In the midst of this, there’s been the expected shifting of blame and bandaid solutions, with the Government giving assurances, ones arguably based more on hope than any semblance of effective planning.
What all this means is that, regardless of the discourse, the situation is so dire and so far beyond the point of no return that riding it out seems to be our only recourse at this point in time. That said, this shouldn’t be used as a reason to not look for more long-term solutions to mitigate against a similar power crisis in the future.
To the Government’s credit, it does have a stated goal of reaching 70% renewable energy generation by 2030. However, getting to this point isn’t exactly straightforward.
Collectively, developing countries have more than half of global renewable power capacity. China and India are rapidly expanding markets for renewable energy. Brazil produces most of the world’s sugar-derived ethanol and has been adding new biomass and wind power plants.

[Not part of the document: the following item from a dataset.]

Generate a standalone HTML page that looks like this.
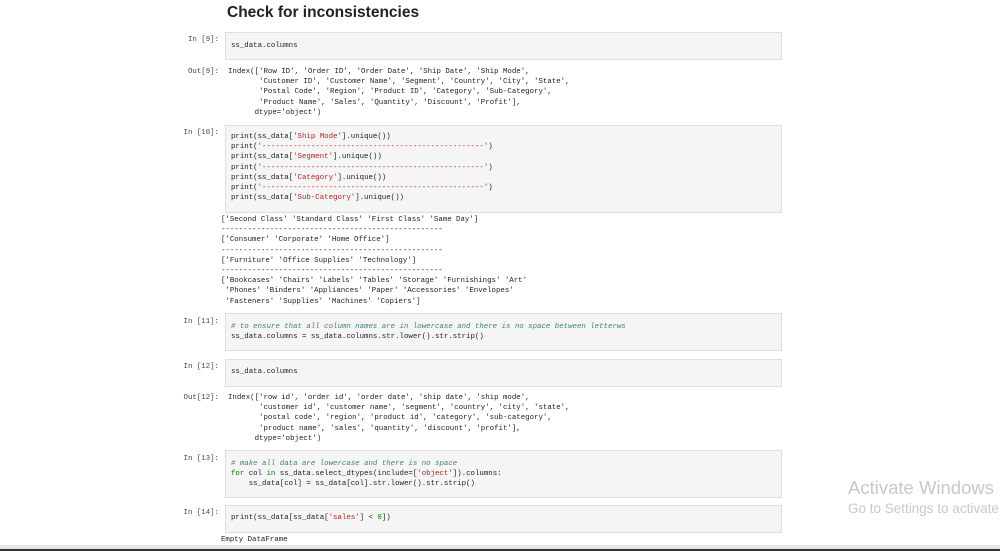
<!DOCTYPE html>
<html><head><meta charset="utf-8"><style>
html,body{margin:0;width:1000px;height:551px;overflow:hidden;}
body{background:#fff;position:relative;font-family:"Liberation Mono",monospace;}
.t{position:absolute;left:227px;top:4px;font:bold 15.5px "Liberation Sans",sans-serif;color:#222;}
.box{position:absolute;left:225px;width:555px;background:#f5f5f5;border:1px solid #dedede;}
pre{position:absolute;margin:0;font-family:"Liberation Mono",monospace;font-size:7.4px;line-height:10.2px;color:#222;white-space:pre;}
.p{position:absolute;font-family:"Liberation Mono",monospace;font-size:7.4px;color:#444;right:781px;}
.s{color:#ba2121}.k{color:#008000}.c{color:#408080;font-style:italic}
.clip{position:absolute;left:848px;width:152px;overflow:hidden;white-space:nowrap;color:#c8c8c8;font-family:"Liberation Sans",sans-serif;}
</style></head><body>
<div class="t">Check for inconsistencies</div>

<div class="p" style="top:36px">In [9]:</div>
<div class="box" style="top:32px;height:26px"></div>
<pre style="left:231px;top:41px">ss_data.columns</pre>

<div class="p" style="top:68px">Out[9]:</div>
<pre style="left:228px;top:67px">Index(['Row ID', 'Order ID', 'Order Date', 'Ship Date', 'Ship Mode',
       'Customer ID', 'Customer Name', 'Segment', 'Country', 'City', 'State',
       'Postal Code', 'Region', 'Product ID', 'Category', 'Sub-Category',
       'Product Name', 'Sales', 'Quantity', 'Discount', 'Profit'],
      dtype='object')</pre>

<div class="p" style="top:129px">In [10]:</div>
<div class="box" style="top:125px;height:86px"></div>
<pre style="left:231px;top:132px">print(ss_data[<span class="s">'Ship Mode'</span>].unique())
print(<span class="s">'--------------------------------------------------'</span>)
print(ss_data[<span class="s">'Segment'</span>].unique())
print(<span class="s">'--------------------------------------------------'</span>)
print(ss_data[<span class="s">'Category'</span>].unique())
print(<span class="s">'--------------------------------------------------'</span>)
print(ss_data[<span class="s">'Sub-Category'</span>].unique())</pre>

<pre style="left:221px;top:215px">['Second Class' 'Standard Class' 'First Class' 'Same Day']
--------------------------------------------------
['Consumer' 'Corporate' 'Home Office']
--------------------------------------------------
['Furniture' 'Office Supplies' 'Technology']
--------------------------------------------------
['Bookcases' 'Chairs' 'Labels' 'Tables' 'Storage' 'Furnishings' 'Art'
 'Phones' 'Binders' 'Appliances' 'Paper' 'Accessories' 'Envelopes'
 'Fasteners' 'Supplies' 'Machines' 'Copiers']</pre>

<div class="p" style="top:318px">In [11]:</div>
<div class="box" style="top:313px;height:36px"></div>
<pre style="left:231px;top:322px"><span class="c"># to ensure that all column names are in lowercase and there is no space between letterws</span>
ss_data.columns = ss_data.columns.str.lower().str.strip()</pre>

<div class="p" style="top:363px">In [12]:</div>
<div class="box" style="top:359px;height:26px"></div>
<pre style="left:231px;top:367px">ss_data.columns</pre>

<div class="p" style="top:394px">Out[12]:</div>
<pre style="left:228px;top:393px">Index(['row id', 'order id', 'order date', 'ship date', 'ship mode',
       'customer id', 'customer name', 'segment', 'country', 'city', 'state',
       'postal code', 'region', 'product id', 'category', 'sub-category',
       'product name', 'sales', 'quantity', 'discount', 'profit'],
      dtype='object')</pre>

<div class="p" style="top:455px">In [13]:</div>
<div class="box" style="top:450px;height:46px"></div>
<pre style="left:231px;top:459px"><span class="c"># make all data are lowercase and there is no space</span>
<span class="k">for</span> col <span class="k">in</span> ss_data.select_dtypes(include=[<span class="s">'object'</span>]).columns:
    ss_data[col] = ss_data[col].str.lower().str.strip()</pre>

<div class="p" style="top:509px">In [14]:</div>
<div class="box" style="top:505px;height:26px"></div>
<pre style="left:231px;top:513px">print(ss_data[ss_data[<span class="s">'sales'</span>] &lt; <span class="k">0</span>])</pre>

<pre style="left:221px;top:535px">Empty DataFrame</pre>

<div class="clip" style="top:477px;font-size:18.5px">Activate Windows</div>
<div class="clip" style="top:501px;font-size:13.5px">Go to Settings to activate Windows.</div>
<div style="position:absolute;left:0;top:545px;width:1000px;height:4px;background:#e6e6e6"></div>
<div style="position:absolute;left:0;top:549px;width:1000px;height:2px;background:#333"></div>
</body></html>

Many renewable markets are growing at rapid rates in countries such as Argentina, Costa Rica, Egypt, Indonesia, Kenya, Tanzania, Thailand, Tunisia, and Uruguay.
More developing countries are implementing the public policies needed for the widespread development of renewable energy technologies and markets, which have traditionally been dominated by Europe, Japan, and North America. Even Australia, which recently hit global headlines for bushfires, actively invests in renewables and has made huge inroads to increasing their solar power generation capacity. Lessons Sri Lanka, which has a similar-sized population, would do well to learn from. Compared with fossil fuel technologies, which are typically mechanised and capital intensive, the renewable energy industry is more labour intensive. Solar panels need humans to install them; wind farms need technicians for maintenance.
This means that, on average, more jobs are created for each unit of electricity generated from renewable sources than from fossil fuels. Renewable energy is providing affordable electricity across the country right now, and can help stabilise energy prices in the future.
In Sri Lanka scaling up rooftop power generation, establishing floating solar facilities and connecting them with the national grid could ensure that renewables are adopted faster than coal power plants that typically take about three years to come into operation. Wind and other sources can also be prioritised.
Moreover, the costs of renewable energy technologies have declined steadily, and are projected to drop even more. For example, the average price to install solar dropped more than 70% between 2010 and 2017. The cost of generating electricity from wind dropped 66% between 2009 and 2016. Costs will likely decline even further as markets mature and companies increasingly take advantage of economies of scale.
In contrast, fossil fuel prices can vary dramatically and are prone to substantial price swings, especially if policies are made without taking the exchange rate and other variations into consideration, as happens in Sri Lanka. For these changes to become reality though mindsets will have to change and policymakers will have to genuinely be committed to putting renewables at the heart of Sri Lanka’s energy strategy.